The movie is called Dead Poet’s Society and is about an English teacher who tries to inspire his students to love reading poetry. It is one of his best roles.
Below is the video, which has captions. Under that, you will find the transcript with links to some key vocabulary words that you may not know.
We hope this video inspires you to seize the day!
KEATING: Now, Mr… Pitts. That’s a rather unfortunate name. Mr. Pitts, where are you?
PITTS: “To the virgins, to make much of time”?
KEATING: Yes, that’s the one. Somewhat appropriate, isn’t it?
KEATING: Thank you Mr.

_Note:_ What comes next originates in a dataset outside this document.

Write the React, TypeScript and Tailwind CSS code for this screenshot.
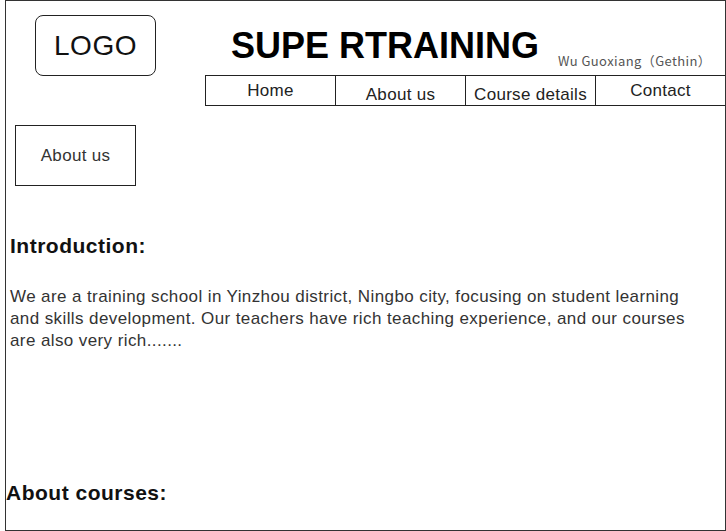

Pitts. “Gather ye rosebuds while ye may.” The Latin term for that sentiment is Carpe Diem. Now who knows what that means?
MEEKS: Carpe Diem. That’s “seize the day.”
KEATING: Very good, Mr.-
KEATING: Meeks. Another unusual name. Seize the day. Gather ye rosebuds while ye may. Why does the writer use these lines?
CHARLIE: Because he’s in a hurry.
KEATING: No, ding!
Now I would like you to step forward over here and peruse some of the faces from the past. You’ve walked past them many times. I don’t think you’ve really looked at them.
They’re not that different from you, are they? Same haircuts. Full of hormones, just like you. Invincible, just like you feel. The world is their oyster. They believe they’re destined for great things, just like many of you. Their eyes are full of hope, just like you. Did they wait until it was too late to make from their lives even one iota of what they were capable? Because you see gentlemen, these boys are now fertilizing daffodils. But if you listen real close, you can hear them whisper their legacy to you. Go on, lean in.
Carpe. Hear it? Carpe. Carpe Diem. Seize the day boys, make your lives extraordinary.